Showing posts with label Social Intelligence. Show all posts
Showing posts with label Social Intelligence. Show all posts

Saturday, August 18, 2012

Social Intelligence protects employers, prospective employees

Originally posted 07/12/2011 on lubbockonline.com

Last year I told you about a company called Social Intelligence that scours the web for your social media presence as a (for fee) service for companies. It took a while longer, but the guys and gals at Gizmodo.com heard about them, and decided to test out the service on six of their people. Mat Honan was the (un)lucky employee that failed the test and as a consequence, got to tell the tale.

He tells it in unflinching detail, including the full report, which is redacted by Social Intelligence to prevent any inappropriate details from being divulged. Inappropriate in this case means details that it is illegal for an employer to ask prospective employees. Social Intelligence is very dilligent about that. The one really good thing about this service is that it protects both the employer and the prospective employee. Social Intelligence only passes on data that is allowed by law, which protects the employer from charges of discrimination, applicants from actual discrimination.

This isn't really surprising, it's a natural progression from the data mining that is already being done. While it does shield both parties from the possibility of illegal discrimination there's no way of knowing what it might find and how irrelevant it might be now. I've been online since 1987, and while I don't think I've ever done anything online that might cost me a job, I have to ask myself, what might they find?

Edited @ 8:20am for clarity by Bert

Monday, November 1, 2010

Predicting employee behavior available now

In a column titled, "'Pre-crime' Comes to the HR Dept.", Mike Elgin talked about a new industry, fortune telling.

Ok, he's not actually talking about fortune telling in the traditional sense. He is talking about predicting how people and companies will act in the future based on how they've acted in the past. He talks about two companies. The first is Social Intelligence, a company that scours social networks to provide information on prospective employees to companies. The idea is that information found on social networks is a better indicator of what kind of employee you will be than your resume.

The second company he talks about is Recorded Future. Recorded Future also scours the web to predict the future actions of people and companies. It attempts to find logical links that make it possible to make those predictions.

These are two companies, but how long before this type of algorithm is common in HR departments? What happens when hiring, firing and promotions are determined by predictions of future performance rather than past performance? What happens when software predicts that you will leave within 6 months? Will the company fire you preemptively?

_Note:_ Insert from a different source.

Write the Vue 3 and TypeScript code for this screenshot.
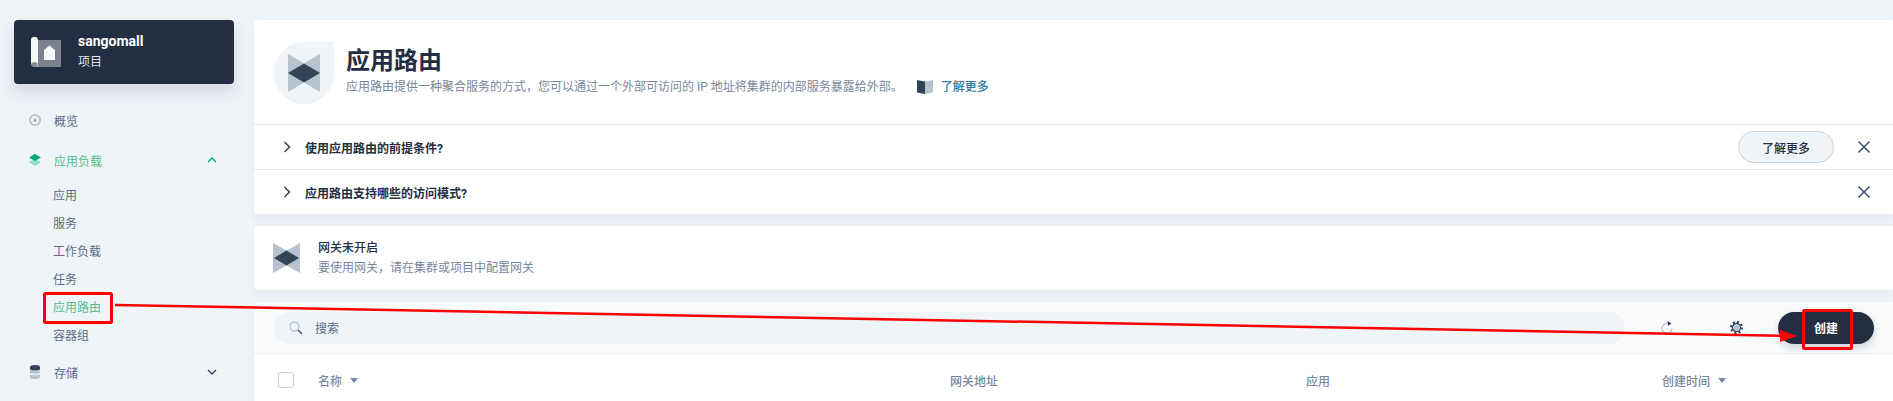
<script setup lang="ts">
const subItems: { label: string; active?: boolean }[] = [
  { label: '应用' },
  { label: '服务' },
  { label: '工作负载' },
  { label: '任务' },
  { label: '应用路由', active: true },
  { label: '容器组' },
]
const faqs: { q: string; more: boolean }[] = [
  { q: '使用应用路由的前提条件?', more: true },
  { q: '应用路由支持哪些的访问模式?', more: false },
]
</script>

<template>
  <div class="page">
    <aside class="side">
      <div class="project">
        <svg class="project-icon" width="30" height="30" viewBox="0 0 30 30">
          <path d="M6 3h24v27H6z" fill="#fff" opacity=".4" />
          <path d="M0 3q0-3 3-3h1q3 0 3 3v24q-1-2-3.500-2T0 27z" fill="#f5f7f9" />
          <path d="M0 27q0-3 3.500-3T7 27v3H3q-3 0-3-3z" fill="#fff" opacity=".45" />
          <path d="M13 13l5.500-4.500L24 13v10H13z" fill="#f5f7f9" />
        </svg>
        <div class="project-text">
          <div class="project-name">sangomall</div>
          <div class="project-type">项目</div>
        </div>
      </div>

      <nav class="nav">
        <div class="nav-item">
          <svg width="12" height="12" viewBox="0 0 12 12">
            <circle cx="6" cy="6" r="6" fill="#b6c2cd" />
            <circle cx="6" cy="6" r="4.200" fill="#eff4f9" />
            <path d="M5.300 7.500L6 3l.7 4.500z" fill="#36435c" />
          </svg>
          <span>概览</span>
        </div>
        <div class="nav-item active">
          <svg width="12" height="12" viewBox="0 0 12 12">
            <path d="M0 8l6-3 6 3-6 4z" fill="#90e0c5" />
            <path d="M0 3.500L6 0l6 3.500L6 7z" fill="#00aa72" />
          </svg>
          <span>应用负载</span>
          <svg class="caret" width="10" height="6" viewBox="0 0 10 6">
            <path d="M1 5l4-4 4 4" fill="none" stroke="#00aa72" stroke-width="1.400" />
          </svg>
        </div>
        <div class="sub-list">
          <div v-for="item in subItems" :key="item.label" class="sub-item" :class="{ active: item.active }">
            {{ item.label }}
          </div>
        </div>
        <div class="nav-item store">
          <svg width="10" height="14" viewBox="0 0 10 14">
            <path d="M0 2q0-2 5-2t5 2v2q0 1.500-5 1.500T0 4z" fill="#36435c" />
            <path d="M0 5.500q5 1.500 10 0V8q-5 1.500-10 0z" fill="#b6c2cd" />
            <path d="M0 9.500q5 1.500 10 0V12q0 2-5 2t-5-2z" fill="#b6c2cd" />
          </svg>
          <span>存储</span>
          <svg class="caret" width="10" height="6" viewBox="0 0 10 6">
            <path d="M1 1l4 4 4-4" fill="none" stroke="#36435c" stroke-width="1.400" />
          </svg>
        </div>
      </nav>
    </aside>

    <main class="main">
      <section class="card head-card">
        <div class="banner">
          <div class="banner-icon">
            <svg width="32" height="38" viewBox="0 0 32 38">
              <path d="M0 0l16 9.500L32 0v38l-16-9.500L0 38z" fill="#b6c2cd" />
              <path d="M0 19l16-9.500L32 19l-16 9.500z" fill="#324558" />
            </svg>
          </div>
          <div class="banner-text">
            <h1>应用路由</h1>
            <p>
              应用路由提供一种聚合服务的方式，您可以通过一个外部可访问的 IP 地址将集群的内部服务暴露给外部。
              <span class="learn">
                <svg width="16" height="14" viewBox="0 0 16 14">
                  <path d="M0 0l8 1.500V14L0 12.500z" fill="#324558" />
                  <path d="M8 1.500L16 0v12.500L8 14z" fill="#b6c2cd" />
                </svg>
                <a>了解更多</a>
              </span>
            </p>
          </div>
        </div>
        <div v-for="f in faqs" :key="f.q" class="faq">
          <svg width="8" height="12" viewBox="0 0 8 12">
            <path d="M1.500 1l5 5-5 5" fill="none" stroke="#36435c" stroke-width="1.500" />
          </svg>
          <span class="faq-q">{{ f.q }}</span>
          <button v-if="f.more" class="more-btn">了解更多</button>
          <svg class="close" width="12" height="12" viewBox="0 0 12 12">
            <path d="M.5.500l11 11M11.500.5l-11 11" stroke="#36435c" stroke-width="1.400" />
          </svg>
        </div>
      </section>

      <section class="card gateway">
        <svg width="27" height="30" viewBox="0 0 27 30">
          <path d="M0 0l13.500 7.500L27 0v30l-13.500-7.500L0 30z" fill="#b6c2cd" />
          <path d="M1 15l12.500-7.500L26 15l-12.500 7.500z" fill="#324558" />
        </svg>
        <div class="gateway-text">
          <div class="gateway-title">网关未开启</div>
          <div class="gateway-sub">要使用网关，请在集群或项目中配置网关</div>
        </div>
      </section>

      <section class="card table">
        <div class="toolbar">
          <div class="search">
            <svg width="14" height="14" viewBox="0 0 14 14">
              <circle cx="5.500" cy="5.500" r="4.500" fill="none" stroke="#b6c2cd" stroke-width="1.300" />
              <path d="M9 9l4 4" stroke="#36435c" stroke-width="1.300" />
            </svg>
            <span>搜索</span>
          </div>
          <svg class="tool-refresh" width="12" height="13" viewBox="0 0 12 13">
            <path d="M7.500 2.500A5 5 0 1 0 11 7.500" fill="none" stroke="#b6c2cd" stroke-width="1.200" />
            <path d="M6.500 0l4 2.500-3.500 2.500z" fill="#36435c" />
          </svg>
          <svg class="tool-gear" width="13" height="13" viewBox="0 0 12 12">
            <circle cx="6" cy="6" r="5" fill="none" stroke="#36435c" stroke-width="2" stroke-dasharray="1.900 2" />
            <circle cx="6" cy="6" r="3.700" fill="none" stroke="#36435c" stroke-width="1.200" />
            <circle cx="6" cy="6" r="2.500" fill="#b6c2cd" />
          </svg>
          <button class="create">创建</button>
        </div>
        <div class="thead">
          <div class="col-name">
            <span class="check"></span>
            <span>名称</span>
            <i class="sort"></i>
          </div>
          <div>网关地址</div>
          <div>应用</div>
          <div class="col-time">
            <span>创建时间</span>
            <i class="sort"></i>
          </div>
        </div>
      </section>
    </main>

    <svg class="annotation" width="1893" height="401" viewBox="0 0 1893 401">
      <rect x="44.500" y="293.500" width="67" height="29" fill="none" stroke="#f00" stroke-width="3" rx="1" />
      <path d="M115 305L1782 335.700" stroke="#f00" stroke-width="2.500" fill="none" />
      <path d="M1780 330l17 6-17 6z" fill="#f00" />
      <rect x="1803.500" y="310.500" width="48" height="38" fill="none" stroke="#f00" stroke-width="3" rx="1" />
    </svg>
  </div>
</template>

<style>
html, body { margin: 0; overflow: hidden; background: #eff4f9; }
</style>

<style scoped>
.page {
  position: relative;
  display: flex;
  width: 1893px;
  height: 401px;
  overflow: hidden;
  background: #eff4f9;
  font-family: Roboto, "Noto Sans CJK SC", sans-serif;
  font-size: 12px;
  color: #242e42;
}
.side {
  flex: 0 0 254px;
  box-sizing: border-box;
  padding: 20px 20px 0 14px;
}
.project {
  display: flex;
  align-items: center;
  height: 64px;
  padding-left: 17px;
  border-radius: 4px;
  background: #242e42;
  box-shadow: 0 8px 16px rgba(36, 46, 66, 0.15);
  color: #fff;
}
.project-text { margin-left: 17px; margin-top: -2px; }
.project-name { font-size: 14px; font-weight: 700; line-height: 20px; }
.project-type { margin-top: 1px; line-height: 20px; color: #dbe3ea; }
.nav { margin-top: 24px; padding-left: 15px; color: #5b6b85; }
.nav-item {
  display: flex;
  align-items: center;
  height: 24px;
  margin-bottom: 16px;
}
.nav-item > svg:first-child { flex: 0 0 12px; margin-right: 13px; }
.nav-item.active { color: #55bc8a; margin-bottom: 10px; }
.caret { margin-left: auto; margin-right: 17px; }
.sub-list { padding-left: 24px; margin-bottom: 10px; }
.sub-item { height: 28px; line-height: 28px; }
.sub-item.active { color: #55bc8a; }
.main {
  flex: 1;
  display: flex;
  flex-direction: column;
  gap: 12px;
  padding-top: 20px;
  min-width: 0;
}
.card {
  flex: none;
  background: #fff;
  border-radius: 4px 0 0 4px;
  box-shadow: 0 4px 8px rgba(36, 46, 66, 0.06);
}
.banner {
  display: flex;
  align-items: center;
  box-sizing: border-box;
  height: 105px;
  padding-left: 20px;
  border-bottom: 1px solid #e3e9ef;
}
.banner-icon {
  display: flex;
  align-items: center;
  justify-content: center;
  box-sizing: border-box;
  width: 60px;
  height: 62px;
  margin-top: 1px;
  background: #eff4f9;
  border-radius: 50% 0 50% 50%;
}
.banner-text { margin-left: 12px; margin-top: -2px; }
h1 {
  margin: 0;
  font-size: 24px;
  font-weight: 700;
  line-height: 32px;
  color: #242e42;
}
p {
  display: flex;
  align-items: center;
  margin: 0;
  line-height: 20px;
  color: #79879c;
}
.learn { display: inline-flex; align-items: center; margin-left: 14px; }
.learn a { margin-left: 8px; font-weight: 500; color: #2a7ba6; }
.faq {
  display: flex;
  align-items: center;
  box-sizing: border-box;
  height: 45px;
  padding-left: 29px;
  border-bottom: 1px solid #e3e9ef;
}
.faq:last-child { border-bottom: 0; height: 44px; }
.faq-q { margin-left: 14px; font-weight: 700; }
.more-btn {
  box-sizing: border-box;
  width: 96px;
  height: 32px;
  margin-left: auto;
  border: 1px solid #ccd3db;
  border-radius: 16px;
  background: #eff4f9;
  font: 500 12px Roboto, "Noto Sans CJK SC", sans-serif;
  color: #242e42;
}
.close { margin-left: 24px; margin-right: 23px; }
.faq:last-child .close { margin-left: auto; }
.gateway {
  display: flex;
  align-items: center;
  height: 64px;
  padding-left: 19px;
}
.gateway-text { margin-left: 18px; }
.gateway-title { line-height: 20px; font-weight: 500; }
.gateway-sub { line-height: 20px; color: #79879c; }
.table { flex: none; height: 120px; }
.toolbar {
  display: flex;
  align-items: center;
  box-sizing: border-box;
  height: 52px;
  padding: 0 19px 0 20px;
  background: #f9fbfd;
  border-bottom: 1px solid #eaf0f6;
  border-radius: 4px 0 0 0;
}
.search {
  display: flex;
  align-items: center;
  flex: 0 0 1351px;
  height: 32px;
  box-sizing: border-box;
  padding-left: 15px;
  border-radius: 16px;
  background: #eff4f9;
  color: #5b6b85;
}
.search span { margin-left: 12px; }
.tool-refresh { margin-left: 36px; }
.tool-gear { margin-left: 57px; }
.create {
  width: 96px;
  height: 32px;
  margin-left: 35px;
  border: 0;
  border-radius: 16px;
  background: #242e42;
  box-shadow: 0 4px 8px rgba(36, 46, 66, 0.2);
  color: #fff;
  font: 700 12px Roboto, "Noto Sans CJK SC", sans-serif;
}
.thead {
  display: grid;
  grid-template-columns: 672px 356px 356px 1fr;
  align-items: center;
  height: 52px;
  padding: 0 0 0 24px;
  color: #79879c;
  font-weight: 500;
}
.col-name, .col-time { display: flex; align-items: center; }
.check {
  box-sizing: border-box;
  width: 16px;
  height: 16px;
  margin-right: 24px;
  border: 1px solid #c7d0d9;
  border-radius: 2px;
  background: #fff;
}
.sort {
  width: 0;
  height: 0;
  margin-left: 8px;
  border-left: 4.500px solid transparent;
  border-right: 4.500px solid transparent;
  border-top: 5px solid #79879c;
}
.annotation { position: absolute; left: 0; top: 0; pointer-events: none; }
</style>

For many of us, having an online presence is unavoidable, or even necessary. What does our online presence say about us? What kind of impression are we giving, and what kind of predictions can be made from it? As new and better predictive algorithms are developed the tidbits we leave online will become more important. Having control over as many as those tidbits as possible is the only way to have any control over our own lives. As things are now, we are at the mercy of the data miners who build profiles to predict what we like, what we don't like and how to convince us we need things. In the near future they will also be determining whether and how much money we have by telling our employers whether we should be given a raise, a promotion, or even a job.